Problem description ->
Pictures within the data are to be left out; everything else must be reproduced exactly.
==================================================
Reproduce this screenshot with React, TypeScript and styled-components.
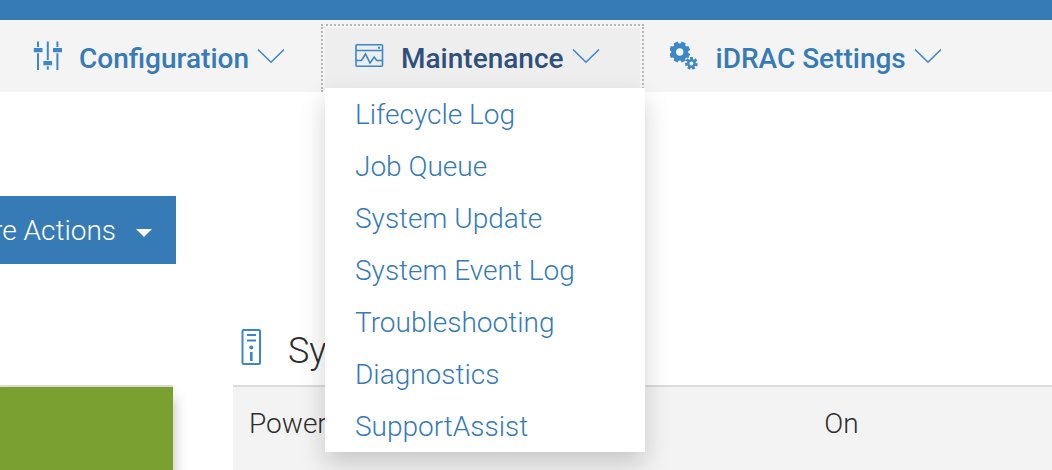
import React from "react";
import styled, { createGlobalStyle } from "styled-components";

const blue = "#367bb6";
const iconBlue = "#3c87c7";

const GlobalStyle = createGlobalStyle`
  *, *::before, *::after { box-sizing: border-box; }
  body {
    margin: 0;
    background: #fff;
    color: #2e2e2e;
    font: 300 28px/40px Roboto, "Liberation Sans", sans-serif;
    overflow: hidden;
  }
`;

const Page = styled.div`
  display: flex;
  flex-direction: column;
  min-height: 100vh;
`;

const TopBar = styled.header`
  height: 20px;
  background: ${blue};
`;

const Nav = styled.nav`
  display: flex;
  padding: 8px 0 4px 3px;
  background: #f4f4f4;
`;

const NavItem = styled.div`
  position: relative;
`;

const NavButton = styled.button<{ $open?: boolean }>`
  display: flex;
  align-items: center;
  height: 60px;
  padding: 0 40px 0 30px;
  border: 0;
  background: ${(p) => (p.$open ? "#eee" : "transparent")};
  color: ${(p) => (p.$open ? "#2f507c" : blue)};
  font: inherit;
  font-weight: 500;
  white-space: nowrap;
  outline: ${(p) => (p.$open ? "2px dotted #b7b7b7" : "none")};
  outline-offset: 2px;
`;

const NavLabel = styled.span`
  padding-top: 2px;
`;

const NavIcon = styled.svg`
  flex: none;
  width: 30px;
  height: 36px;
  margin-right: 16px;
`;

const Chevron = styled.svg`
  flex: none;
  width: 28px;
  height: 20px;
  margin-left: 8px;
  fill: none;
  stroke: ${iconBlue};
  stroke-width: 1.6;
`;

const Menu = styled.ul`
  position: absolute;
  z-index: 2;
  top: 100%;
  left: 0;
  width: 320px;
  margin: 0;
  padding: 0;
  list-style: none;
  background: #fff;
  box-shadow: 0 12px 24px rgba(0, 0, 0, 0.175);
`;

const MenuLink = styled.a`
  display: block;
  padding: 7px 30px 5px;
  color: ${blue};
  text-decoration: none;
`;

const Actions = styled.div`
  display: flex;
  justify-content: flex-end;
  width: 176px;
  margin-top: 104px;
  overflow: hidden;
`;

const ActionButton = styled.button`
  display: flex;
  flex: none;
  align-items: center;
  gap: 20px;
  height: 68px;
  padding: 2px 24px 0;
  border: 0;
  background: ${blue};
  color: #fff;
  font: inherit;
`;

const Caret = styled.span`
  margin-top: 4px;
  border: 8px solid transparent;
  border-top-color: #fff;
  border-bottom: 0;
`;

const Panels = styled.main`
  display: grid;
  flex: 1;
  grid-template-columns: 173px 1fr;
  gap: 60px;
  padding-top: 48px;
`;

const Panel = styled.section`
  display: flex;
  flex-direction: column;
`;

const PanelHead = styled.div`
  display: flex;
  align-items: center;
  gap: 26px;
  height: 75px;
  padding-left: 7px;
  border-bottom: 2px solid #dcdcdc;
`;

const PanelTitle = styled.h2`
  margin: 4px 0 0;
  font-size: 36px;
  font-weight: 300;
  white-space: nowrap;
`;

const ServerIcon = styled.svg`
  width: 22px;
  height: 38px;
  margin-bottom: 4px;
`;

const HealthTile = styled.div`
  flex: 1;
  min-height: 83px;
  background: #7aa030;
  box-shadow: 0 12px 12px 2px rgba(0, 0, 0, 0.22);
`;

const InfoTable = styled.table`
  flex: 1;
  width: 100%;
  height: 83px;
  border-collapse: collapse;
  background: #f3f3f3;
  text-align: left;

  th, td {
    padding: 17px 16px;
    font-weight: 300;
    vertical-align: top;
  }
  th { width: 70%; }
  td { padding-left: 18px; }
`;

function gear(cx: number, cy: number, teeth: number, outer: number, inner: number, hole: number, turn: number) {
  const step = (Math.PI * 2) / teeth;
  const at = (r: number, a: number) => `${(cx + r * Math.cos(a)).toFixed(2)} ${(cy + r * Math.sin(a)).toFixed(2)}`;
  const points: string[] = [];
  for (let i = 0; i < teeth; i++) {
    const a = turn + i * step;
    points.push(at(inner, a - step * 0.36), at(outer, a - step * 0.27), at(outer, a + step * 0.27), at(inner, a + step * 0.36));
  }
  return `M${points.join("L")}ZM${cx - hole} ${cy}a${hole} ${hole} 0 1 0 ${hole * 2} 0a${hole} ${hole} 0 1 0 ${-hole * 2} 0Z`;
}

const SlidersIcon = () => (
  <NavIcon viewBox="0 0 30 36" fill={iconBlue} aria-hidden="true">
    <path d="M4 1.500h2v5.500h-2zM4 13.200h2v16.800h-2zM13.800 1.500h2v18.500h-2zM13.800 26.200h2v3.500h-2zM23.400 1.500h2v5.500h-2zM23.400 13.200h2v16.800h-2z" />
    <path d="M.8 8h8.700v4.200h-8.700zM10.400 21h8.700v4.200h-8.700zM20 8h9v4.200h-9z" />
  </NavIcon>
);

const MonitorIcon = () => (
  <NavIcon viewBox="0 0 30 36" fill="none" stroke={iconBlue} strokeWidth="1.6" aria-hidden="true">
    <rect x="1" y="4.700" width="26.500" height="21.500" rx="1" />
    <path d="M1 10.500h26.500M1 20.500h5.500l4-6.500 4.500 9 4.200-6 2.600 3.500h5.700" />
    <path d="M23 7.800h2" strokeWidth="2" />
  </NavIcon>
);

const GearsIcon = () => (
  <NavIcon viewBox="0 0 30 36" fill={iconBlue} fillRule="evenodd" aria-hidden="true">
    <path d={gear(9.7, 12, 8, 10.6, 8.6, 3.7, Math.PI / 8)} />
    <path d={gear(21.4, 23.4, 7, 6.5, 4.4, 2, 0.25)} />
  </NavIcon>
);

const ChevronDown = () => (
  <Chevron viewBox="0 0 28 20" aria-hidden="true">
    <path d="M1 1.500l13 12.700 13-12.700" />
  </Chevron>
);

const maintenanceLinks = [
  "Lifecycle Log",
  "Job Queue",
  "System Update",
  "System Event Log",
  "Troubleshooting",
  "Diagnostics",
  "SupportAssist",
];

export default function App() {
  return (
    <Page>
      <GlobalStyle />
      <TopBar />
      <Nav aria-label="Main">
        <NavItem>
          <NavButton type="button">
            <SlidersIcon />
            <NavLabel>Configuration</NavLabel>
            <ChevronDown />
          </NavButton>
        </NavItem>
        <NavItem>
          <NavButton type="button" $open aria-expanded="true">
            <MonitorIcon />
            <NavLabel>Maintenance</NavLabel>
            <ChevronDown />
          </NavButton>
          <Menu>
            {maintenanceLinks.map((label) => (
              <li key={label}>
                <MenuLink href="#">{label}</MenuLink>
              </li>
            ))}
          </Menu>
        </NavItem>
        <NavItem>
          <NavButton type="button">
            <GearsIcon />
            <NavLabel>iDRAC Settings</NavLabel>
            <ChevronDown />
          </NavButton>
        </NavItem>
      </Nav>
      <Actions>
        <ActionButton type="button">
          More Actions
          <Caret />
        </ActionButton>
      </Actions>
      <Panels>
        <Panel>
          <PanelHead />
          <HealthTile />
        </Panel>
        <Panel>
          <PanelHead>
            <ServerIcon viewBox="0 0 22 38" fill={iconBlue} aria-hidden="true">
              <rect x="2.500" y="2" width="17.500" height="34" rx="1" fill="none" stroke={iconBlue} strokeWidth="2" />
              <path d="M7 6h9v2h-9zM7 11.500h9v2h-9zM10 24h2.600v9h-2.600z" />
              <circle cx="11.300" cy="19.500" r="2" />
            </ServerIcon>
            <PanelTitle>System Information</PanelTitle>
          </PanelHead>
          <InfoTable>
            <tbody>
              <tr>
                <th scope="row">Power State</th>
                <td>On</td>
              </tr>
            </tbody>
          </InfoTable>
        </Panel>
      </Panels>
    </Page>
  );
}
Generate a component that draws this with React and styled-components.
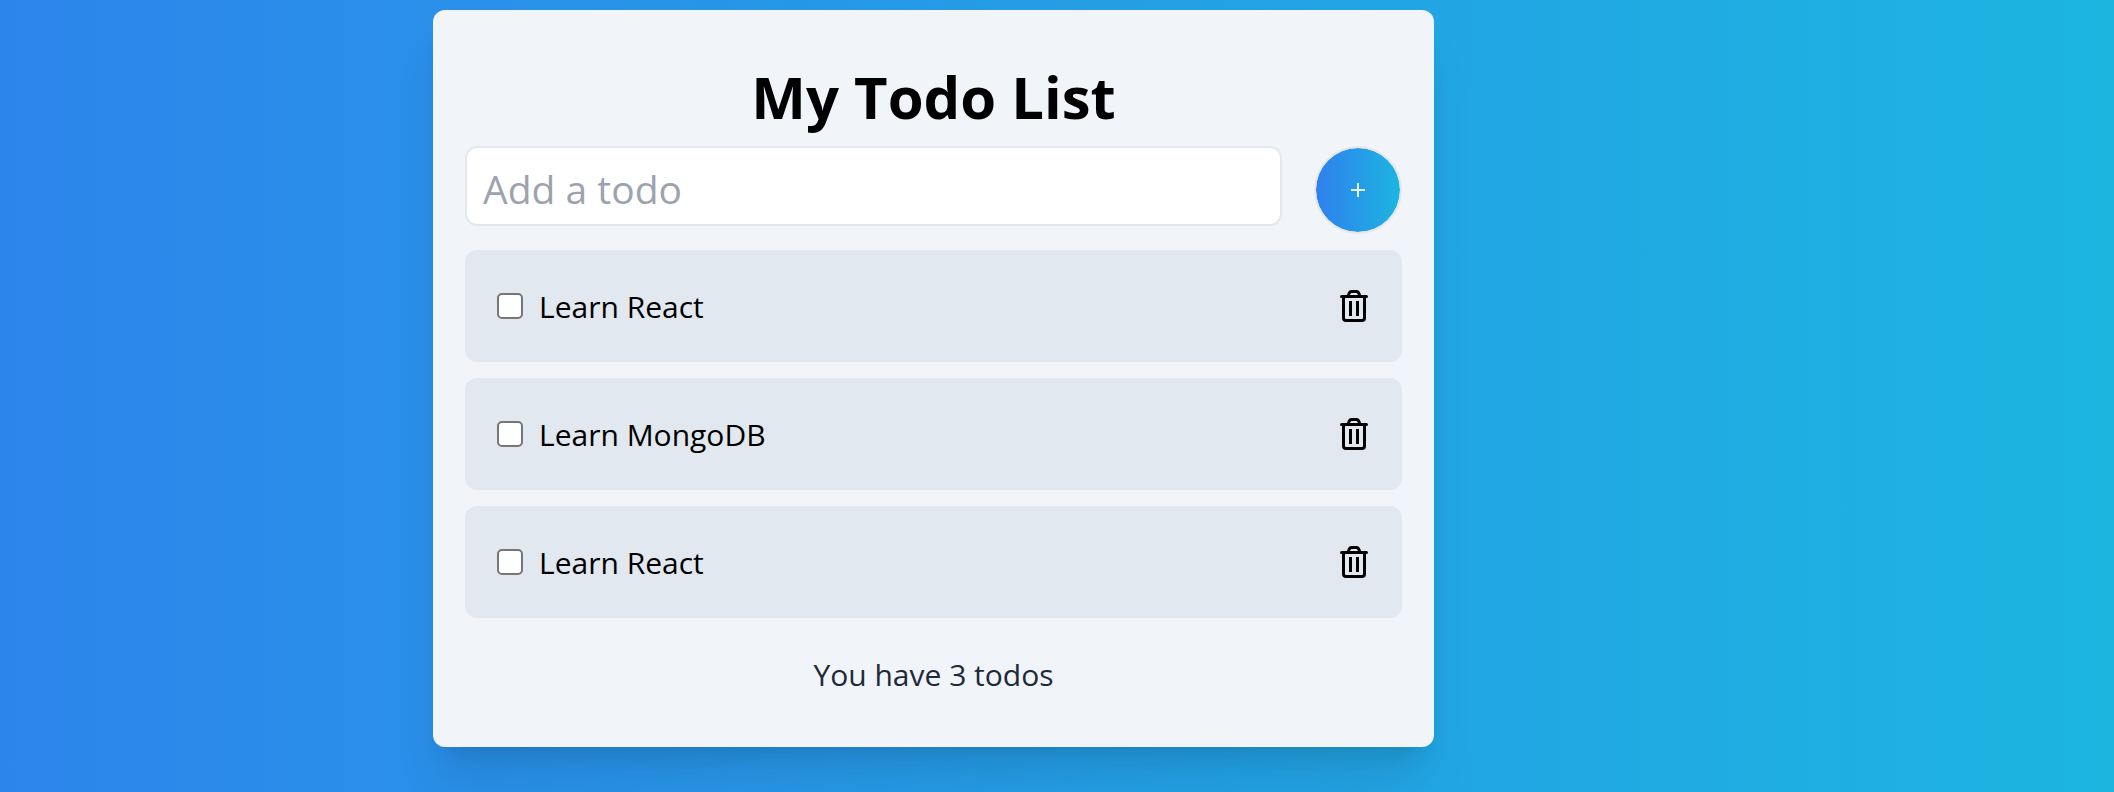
==================================================
Response to this task ->
Reproduce this screenshot with React, TypeScript and styled-components.
import React from "react";
import styled, { createGlobalStyle } from "styled-components";

const blue = "#367bb6";
const iconBlue = "#3c87c7";

const GlobalStyle = createGlobalStyle`
  *, *::before, *::after { box-sizing: border-box; }
  body {
    margin: 0;
    background: #fff;
    color: #2e2e2e;
    font: 300 28px/40px Roboto, "Liberation Sans", sans-serif;
    overflow: hidden;
  }
`;

const Page = styled.div`
  display: flex;
  flex-direction: column;
  min-height: 100vh;
`;

const TopBar = styled.header`
  height: 20px;
  background: ${blue};
`;

const Nav = styled.nav`
  display: flex;
  padding: 8px 0 4px 3px;
  background: #f4f4f4;
`;

const NavItem = styled.div`
  position: relative;
`;

const NavButton = styled.button<{ $open?: boolean }>`
  display: flex;
  align-items: center;
  height: 60px;
  padding: 0 40px 0 30px;
  border: 0;
  background: ${(p) => (p.$open ? "#eee" : "transparent")};
  color: ${(p) => (p.$open ? "#2f507c" : blue)};
  font: inherit;
  font-weight: 500;
  white-space: nowrap;
  outline: ${(p) => (p.$open ? "2px dotted #b7b7b7" : "none")};
  outline-offset: 2px;
`;

const NavLabel = styled.span`
  padding-top: 2px;
`;

const NavIcon = styled.svg`
  flex: none;
  width: 30px;
  height: 36px;
  margin-right: 16px;
`;

const Chevron = styled.svg`
  flex: none;
  width: 28px;
  height: 20px;
  margin-left: 8px;
  fill: none;
  stroke: ${iconBlue};
  stroke-width: 1.6;
`;

const Menu = styled.ul`
  position: absolute;
  z-index: 2;
  top: 100%;
  left: 0;
  width: 320px;
  margin: 0;
  padding: 0;
  list-style: none;
  background: #fff;
  box-shadow: 0 12px 24px rgba(0, 0, 0, 0.175);
`;

const MenuLink = styled.a`
  display: block;
  padding: 7px 30px 5px;
  color: ${blue};
  text-decoration: none;
`;

const Actions = styled.div`
  display: flex;
  justify-content: flex-end;
  width: 176px;
  margin-top: 104px;
  overflow: hidden;
`;

const ActionButton = styled.button`
  display: flex;
  flex: none;
  align-items: center;
  gap: 20px;
  height: 68px;
  padding: 2px 24px 0;
  border: 0;
  background: ${blue};
  color: #fff;
  font: inherit;
`;

const Caret = styled.span`
  margin-top: 4px;
  border: 8px solid transparent;
  border-top-color: #fff;
  border-bottom: 0;
`;

const Panels = styled.main`
  display: grid;
  flex: 1;
  grid-template-columns: 173px 1fr;
  gap: 60px;
  padding-top: 48px;
`;

const Panel = styled.section`
  display: flex;
  flex-direction: column;
`;

const PanelHead = styled.div`
  display: flex;
  align-items: center;
  gap: 26px;
  height: 75px;
  padding-left: 7px;
  border-bottom: 2px solid #dcdcdc;
`;

const PanelTitle = styled.h2`
  margin: 4px 0 0;
  font-size: 36px;
  font-weight: 300;
  white-space: nowrap;
`;

const ServerIcon = styled.svg`
  width: 22px;
  height: 38px;
  margin-bottom: 4px;
`;

const HealthTile = styled.div`
  flex: 1;
  min-height: 83px;
  background: #7aa030;
  box-shadow: 0 12px 12px 2px rgba(0, 0, 0, 0.22);
`;

const InfoTable = styled.table`
  flex: 1;
  width: 100%;
  height: 83px;
  border-collapse: collapse;
  background: #f3f3f3;
  text-align: left;

  th, td {
    padding: 17px 16px;
    font-weight: 300;
    vertical-align: top;
  }
  th { width: 70%; }
  td { padding-left: 18px; }
`;

function gear(cx: number, cy: number, teeth: number, outer: number, inner: number, hole: number, turn: number) {
  const step = (Math.PI * 2) / teeth;
  const at = (r: number, a: number) => `${(cx + r * Math.cos(a)).toFixed(2)} ${(cy + r * Math.sin(a)).toFixed(2)}`;
  const points: string[] = [];
  for (let i = 0; i < teeth; i++) {
    const a = turn + i * step;
    points.push(at(inner, a - step * 0.36), at(outer, a - step * 0.27), at(outer, a + step * 0.27), at(inner, a + step * 0.36));
  }
  return `M${points.join("L")}ZM${cx - hole} ${cy}a${hole} ${hole} 0 1 0 ${hole * 2} 0a${hole} ${hole} 0 1 0 ${-hole * 2} 0Z`;
}

const SlidersIcon = () => (
  <NavIcon viewBox="0 0 30 36" fill={iconBlue} aria-hidden="true">
    <path d="M4 1.500h2v5.500h-2zM4 13.200h2v16.800h-2zM13.800 1.500h2v18.500h-2zM13.800 26.200h2v3.500h-2zM23.400 1.500h2v5.500h-2zM23.400 13.200h2v16.800h-2z" />
    <path d="M.8 8h8.700v4.200h-8.700zM10.400 21h8.700v4.200h-8.700zM20 8h9v4.200h-9z" />
  </NavIcon>
);

const MonitorIcon = () => (
  <NavIcon viewBox="0 0 30 36" fill="none" stroke={iconBlue} strokeWidth="1.6" aria-hidden="true">
    <rect x="1" y="4.700" width="26.500" height="21.500" rx="1" />
    <path d="M1 10.500h26.500M1 20.500h5.500l4-6.500 4.500 9 4.200-6 2.600 3.500h5.700" />
    <path d="M23 7.800h2" strokeWidth="2" />
  </NavIcon>
);

const GearsIcon = () => (
  <NavIcon viewBox="0 0 30 36" fill={iconBlue} fillRule="evenodd" aria-hidden="true">
    <path d={gear(9.7, 12, 8, 10.6, 8.6, 3.7, Math.PI / 8)} />
    <path d={gear(21.4, 23.4, 7, 6.5, 4.4, 2, 0.25)} />
  </NavIcon>
);

const ChevronDown = () => (
  <Chevron viewBox="0 0 28 20" aria-hidden="true">
    <path d="M1 1.500l13 12.700 13-12.700" />
  </Chevron>
);

const maintenanceLinks = [
  "Lifecycle Log",
  "Job Queue",
  "System Update",
  "System Event Log",
  "Troubleshooting",
  "Diagnostics",
  "SupportAssist",
];

export default function App() {
  return (
    <Page>
      <GlobalStyle />
      <TopBar />
      <Nav aria-label="Main">
        <NavItem>
          <NavButton type="button">
            <SlidersIcon />
            <NavLabel>Configuration</NavLabel>
            <ChevronDown />
          </NavButton>
        </NavItem>
        <NavItem>
          <NavButton type="button" $open aria-expanded="true">
            <MonitorIcon />
            <NavLabel>Maintenance</NavLabel>
            <ChevronDown />
          </NavButton>
          <Menu>
            {maintenanceLinks.map((label) => (
              <li key={label}>
                <MenuLink href="#">{label}</MenuLink>
              </li>
            ))}
          </Menu>
        </NavItem>
        <NavItem>
          <NavButton type="button">
            <GearsIcon />
            <NavLabel>iDRAC Settings</NavLabel>
            <ChevronDown />
          </NavButton>
        </NavItem>
      </Nav>
      <Actions>
        <ActionButton type="button">
          More Actions
          <Caret />
        </ActionButton>
      </Actions>
      <Panels>
        <Panel>
          <PanelHead />
          <HealthTile />
        </Panel>
        <Panel>
          <PanelHead>
            <ServerIcon viewBox="0 0 22 38" fill={iconBlue} aria-hidden="true">
              <rect x="2.500" y="2" width="17.500" height="34" rx="1" fill="none" stroke={iconBlue} strokeWidth="2" />
              <path d="M7 6h9v2h-9zM7 11.500h9v2h-9zM10 24h2.600v9h-2.600z" />
              <circle cx="11.300" cy="19.500" r="2" />
            </ServerIcon>
            <PanelTitle>System Information</PanelTitle>
          </PanelHead>
          <InfoTable>
            <tbody>
              <tr>
                <th scope="row">Power State</th>
                <td>On</td>
              </tr>
            </tbody>
          </InfoTable>
        </Panel>
      </Panels>
    </Page>
  );
}
Generate a component that draws this with React and styled-components.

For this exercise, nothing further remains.